Walters, a witness called for the plaintiff, testified that he was supervisor of the town of Russia in 1869, and that he attended the meetings of the board, and that he signed the collector's warrant, and then he adds: "The figures $2.13,' in the column headed "Town and County Tax,' and the figures $2.01,' in the column headed 'School Tax,' in the original assessment roll of the town of Wilmurt for the year 1869 (Exhibit 42), opposite the entry, "Totten and Crossfield's Purchase, Township 41, All that part in Wilmurt, 937 acres; assessed value, $141,' were not inserted during the session of the board of supervisors." This witness seems to be corroborated to some extent by what is stated by the witness Wilkinson, at folio 198, etc.; and to the like effect is the testimony of Munson Bunnell, at folio 235.

However, it is insisted in behalf of the respondent that all the irregularities and assumptions of power stated by the referee were cured by the legislative acts of 1885 and 1893, and attention is called to the cases of People v. Turner, 117 N. Y. 227, 22 N. E. 1022, and People v. Turner, 145 N. Y. 451, 40 N. E. 400. In the first case the irregularity complained of was the omission of the assessors in making assessments to give notice of a review of the assessment, or to hold a meeting for that purpose as required by the statute. In the latter case the irregularity complained of was that the tax sale was based on an assessment verified before the third Tuesday of August, and also that the assessors omitted to meet on the third Tuesday of August. It was held that these omissions were not jurisdictional defects, but simply irregularities, and that, because the owner had a remedy by an opportunity to be heard by appeal to the board of supervisors, the curative act was sufficient to remove the irrgularities. The defects, insufficiencies, and unwarranted assumptions of power in the case in hand seem to be much more grave, and it may very well be suggested that the case is brought within the doctrine laid down in Cromwell v. MacLean, 123 N. Y. 474, 25 N. E. 932, and Joslyn v. Rockwell, 128 N. Y. 334, 28 N. E. 604.
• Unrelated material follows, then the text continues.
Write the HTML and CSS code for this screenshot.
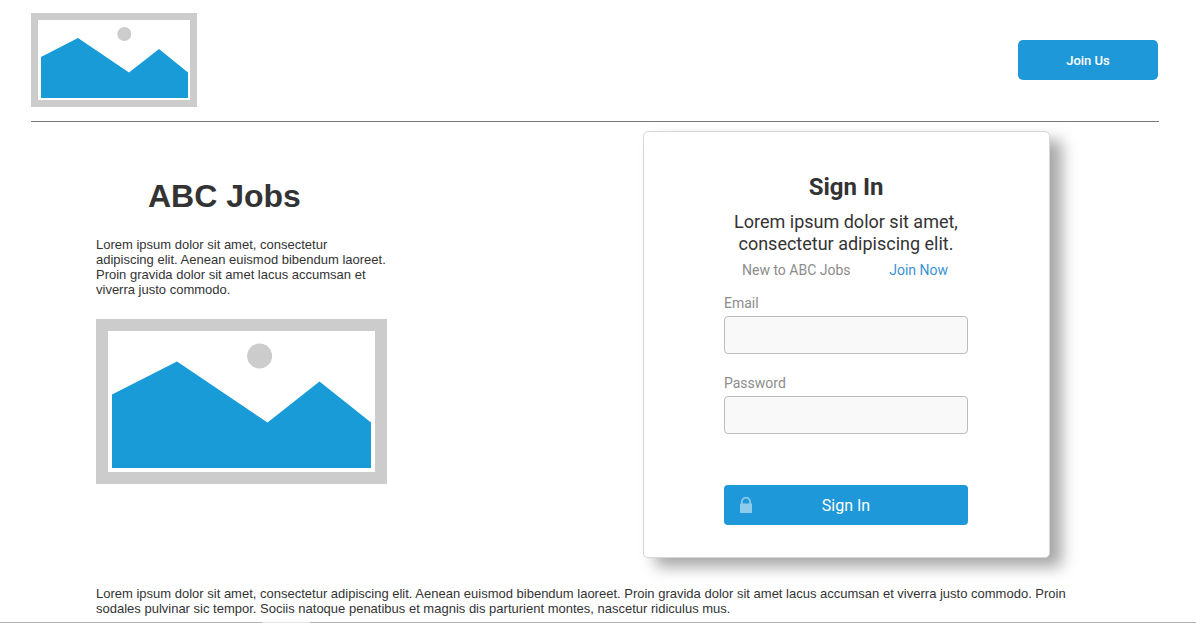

In Cromwell v. MacLean, supra, it was said that:

"Where the proceedings are so defective as to result in no valid assessment, and where a sale under it conveys no title, thus leaving in the original owner his title or interest unimpaired, the legislature has no power to validate the sale, and thus transfer such title to the purchaser at the tax sale."

The foregoing views lead to a reversal of the judgment from which the appeal is taken, together with the order for an additional allowance.

Judgment and order reversed, and a new trial ordered, with costs to abide the event. All concur.